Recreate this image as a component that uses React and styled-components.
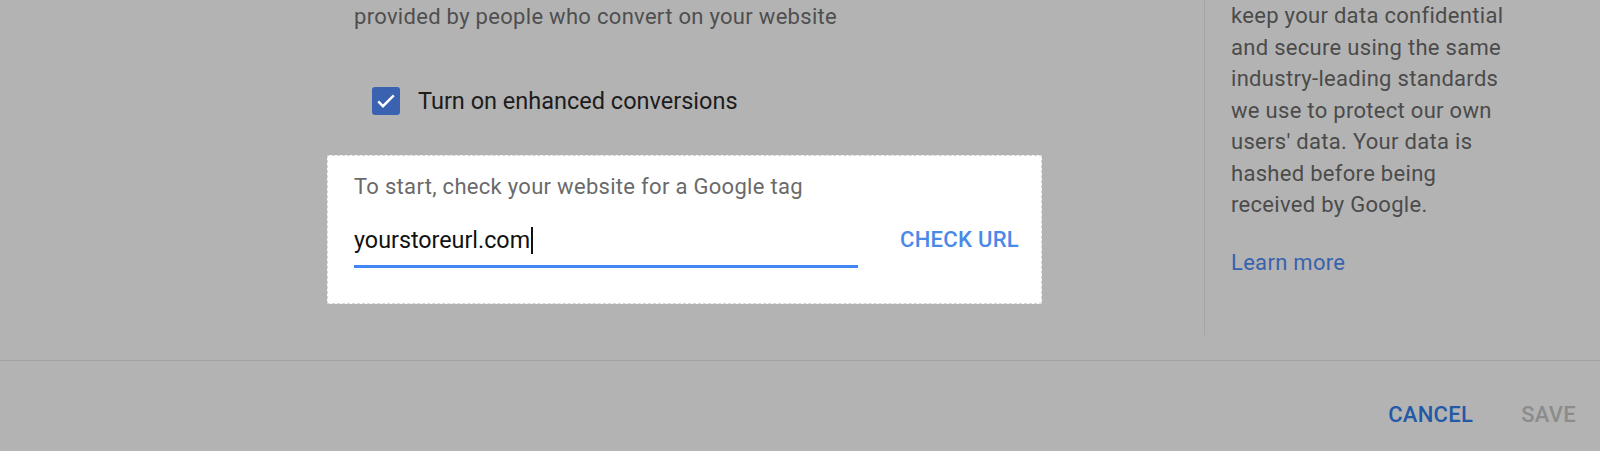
import React from "react";
import styled, { createGlobalStyle } from "styled-components";

const GlobalStyle = createGlobalStyle`
  html, body {
    margin: 0;
    padding: 0;
    background: #b3b3b3;
    font-family: Roboto, "Liberation Sans", Arial, sans-serif;
  }
`;

const Page = styled.div`
  width: 1600px;
  height: 451px;
  overflow: hidden;
  background: #b3b3b3;
  display: flex;
  flex-direction: column;
`;

const Body = styled.div`
  height: 361px;
  display: flex;
  border-bottom: 1px solid #a2a2a2;
  box-sizing: border-box;
`;

const LeftColumn = styled.div`
  width: 1204px;
  flex: none;
  padding-left: 327px;
  box-sizing: border-box;
  display: flex;
  flex-direction: column;
`;

const Intro = styled.p`
  margin: 0;
  padding: 1px 27px 0;
  font-size: 22px;
  letter-spacing: 0.3px;
  line-height: 31px;
  color: #4f4f4f;
  white-space: nowrap;
`;

const CheckRow = styled.label`
  display: flex;
  align-items: center;
  gap: 18px;
  margin-top: 55px;
  padding-left: 45px;
  font-size: 23.5px;
  color: #1c1c1c;
`;

const Box = styled.span`
  width: 28px;
  height: 28px;
  border-radius: 3px;
  background: #3a62b0;
  display: flex;
  align-items: center;
  justify-content: center;
`;

const TagCard = styled.div`
  margin-top: 40px;
  width: 715px;
  height: 149px;
  box-sizing: border-box;
  background: #ffffff;
  border: 1px dashed #d6d6d6;
  padding: 17px 22px 0 26px;
  display: flex;
  flex-direction: column;
`;

const CardLabel = styled.div`
  font-size: 22px;
  letter-spacing: 0.3px;
  line-height: 28px;
  color: #6a6a6a;
`;

const InputRow = styled.div`
  display: flex;
  align-items: flex-start;
  justify-content: space-between;
  margin-top: 25px;
`;

const Field = styled.div`
  width: 504px;
  border-bottom: 3px solid #4285f4;
  padding-bottom: 11px;
  font-size: 23.3px;
  line-height: 28px;
  color: #111;
  display: flex;
  align-items: center;
`;

const Caret = styled.span`
  display: inline-block;
  width: 1.5px;
  height: 27px;
  background: #111;
  margin-left: 1px;
`;

const TextButton = styled.button`
  border: none;
  background: transparent;
  padding: 0;
  font-family: inherit;
  font-size: 22px;
  font-weight: 500;
  line-height: 28px;
  letter-spacing: 0.3px;
  color: ${(p) => p.color};
  cursor: pointer;
`;

const RightColumn = styled.div`
  height: 335px;
  border-left: 1px solid #a4a4a4;
  padding-left: 26px;
  box-sizing: border-box;
`;

const SideText = styled.p`
  margin: 0;
  font-size: 22px;
  letter-spacing: 0.3px;
  line-height: 31.5px;
  color: #4b4b4b;
  white-space: nowrap;
`;

const LearnMore = styled.a`
  display: block;
  margin-top: 26px;
  font-size: 22px;
  letter-spacing: 0.3px;
  line-height: 31px;
  color: #3862ad;
  text-decoration: none;
`;

const Footer = styled.div`
  display: flex;
  justify-content: flex-end;
  align-items: center;
  gap: 48px;
  padding: 40px 24px 0 0;
`;

const sideLines = [
  "keep your data confidential",
  "and secure using the same",
  "industry-leading standards",
  "we use to protect our own",
  "users' data. Your data is",
  "hashed before being",
  "received by Google.",
];

export default function App() {
  return (
    <Page>
      <GlobalStyle />
      <Body>
        <LeftColumn>
          <Intro>provided by people who convert on your website</Intro>
          <CheckRow>
            <Box>
              <svg width="26" height="26" viewBox="0 0 24 24">
                <path
                  d="M4.8 12.4l4.4 4.4L19.2 6.8"
                  fill="none"
                  stroke="#fff"
                  strokeWidth="2.2"
                />
              </svg>
            </Box>
            Turn on enhanced conversions
          </CheckRow>
          <TagCard>
            <CardLabel>To start, check your website for a Google tag</CardLabel>
            <InputRow>
              <Field>
                yourstoreurl.com
                <Caret />
              </Field>
              <TextButton color="#4a89e8">CHECK URL</TextButton>
            </InputRow>
          </TagCard>
        </LeftColumn>
        <RightColumn>
          <SideText>
            {sideLines.map((l, i) => (
              <React.Fragment key={i}>
                {l}
                <br />
              </React.Fragment>
            ))}
          </SideText>
          <LearnMore href="#">Learn more</LearnMore>
        </RightColumn>
      </Body>
      <Footer>
        <TextButton color="#2459a8">CANCEL</TextButton>
        <TextButton color="#8c8c8c">SAVE</TextButton>
      </Footer>
    </Page>
  );
}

» Do this: Transcribe the listing above verbatim. Omit the pictures.

» Written reply:
Recreate this image as a component that uses React and styled-components.
import React from "react";
import styled, { createGlobalStyle } from "styled-components";

const GlobalStyle = createGlobalStyle`
  html, body {
    margin: 0;
    padding: 0;
    background: #b3b3b3;
    font-family: Roboto, "Liberation Sans", Arial, sans-serif;
  }
`;

const Page = styled.div`
  width: 1600px;
  height: 451px;
  overflow: hidden;
  background: #b3b3b3;
  display: flex;
  flex-direction: column;
`;

const Body = styled.div`
  height: 361px;
  display: flex;
  border-bottom: 1px solid #a2a2a2;
  box-sizing: border-box;
`;

const LeftColumn = styled.div`
  width: 1204px;
  flex: none;
  padding-left: 327px;
  box-sizing: border-box;
  display: flex;
  flex-direction: column;
`;

const Intro = styled.p`
  margin: 0;
  padding: 1px 27px 0;
  font-size: 22px;
  letter-spacing: 0.3px;
  line-height: 31px;
  color: #4f4f4f;
  white-space: nowrap;
`;

const CheckRow = styled.label`
  display: flex;
  align-items: center;
  gap: 18px;
  margin-top: 55px;
  padding-left: 45px;
  font-size: 23.5px;
  color: #1c1c1c;
`;

const Box = styled.span`
  width: 28px;
  height: 28px;
  border-radius: 3px;
  background: #3a62b0;
  display: flex;
  align-items: center;
  justify-content: center;
`;

const TagCard = styled.div`
  margin-top: 40px;
  width: 715px;
  height: 149px;
  box-sizing: border-box;
  background: #ffffff;
  border: 1px dashed #d6d6d6;
  padding: 17px 22px 0 26px;
  display: flex;
  flex-direction: column;
`;

const CardLabel = styled.div`
  font-size: 22px;
  letter-spacing: 0.3px;
  line-height: 28px;
  color: #6a6a6a;
`;

const InputRow = styled.div`
  display: flex;
  align-items: flex-start;
  justify-content: space-between;
  margin-top: 25px;
`;

const Field = styled.div`
  width: 504px;
  border-bottom: 3px solid #4285f4;
  padding-bottom: 11px;
  font-size: 23.3px;
  line-height: 28px;
  color: #111;
  display: flex;
  align-items: center;
`;

const Caret = styled.span`
  display: inline-block;
  width: 1.5px;
  height: 27px;
  background: #111;
  margin-left: 1px;
`;

const TextButton = styled.button`
  border: none;
  background: transparent;
  padding: 0;
  font-family: inherit;
  font-size: 22px;
  font-weight: 500;
  line-height: 28px;
  letter-spacing: 0.3px;
  color: ${(p) => p.color};
  cursor: pointer;
`;

const RightColumn = styled.div`
  height: 335px;
  border-left: 1px solid #a4a4a4;
  padding-left: 26px;
  box-sizing: border-box;
`;

const SideText = styled.p`
  margin: 0;
  font-size: 22px;
  letter-spacing: 0.3px;
  line-height: 31.5px;
  color: #4b4b4b;
  white-space: nowrap;
`;

const LearnMore = styled.a`
  display: block;
  margin-top: 26px;
  font-size: 22px;
  letter-spacing: 0.3px;
  line-height: 31px;
  color: #3862ad;
  text-decoration: none;
`;

const Footer = styled.div`
  display: flex;
  justify-content: flex-end;
  align-items: center;
  gap: 48px;
  padding: 40px 24px 0 0;
`;

const sideLines = [
  "keep your data confidential",
  "and secure using the same",
  "industry-leading standards",
  "we use to protect our own",
  "users' data. Your data is",
  "hashed before being",
  "received by Google.",
];

export default function App() {
  return (
    <Page>
      <GlobalStyle />
      <Body>
        <LeftColumn>
          <Intro>provided by people who convert on your website</Intro>
          <CheckRow>
            <Box>
              <svg width="26" height="26" viewBox="0 0 24 24">
                <path
                  d="M4.8 12.4l4.4 4.4L19.2 6.8"
                  fill="none"
                  stroke="#fff"
                  strokeWidth="2.2"
                />
              </svg>
            </Box>
            Turn on enhanced conversions
          </CheckRow>
          <TagCard>
            <CardLabel>To start, check your website for a Google tag</CardLabel>
            <InputRow>
              <Field>
                yourstoreurl.com
                <Caret />
              </Field>
              <TextButton color="#4a89e8">CHECK URL</TextButton>
            </InputRow>
          </TagCard>
        </LeftColumn>
        <RightColumn>
          <SideText>
            {sideLines.map((l, i) => (
              <React.Fragment key={i}>
                {l}
                <br />
              </React.Fragment>
            ))}
          </SideText>
          <LearnMore href="#">Learn more</LearnMore>
        </RightColumn>
      </Body>
      <Footer>
        <TextButton color="#2459a8">CANCEL</TextButton>
        <TextButton color="#8c8c8c">SAVE</TextButton>
      </Footer>
    </Page>
  );
}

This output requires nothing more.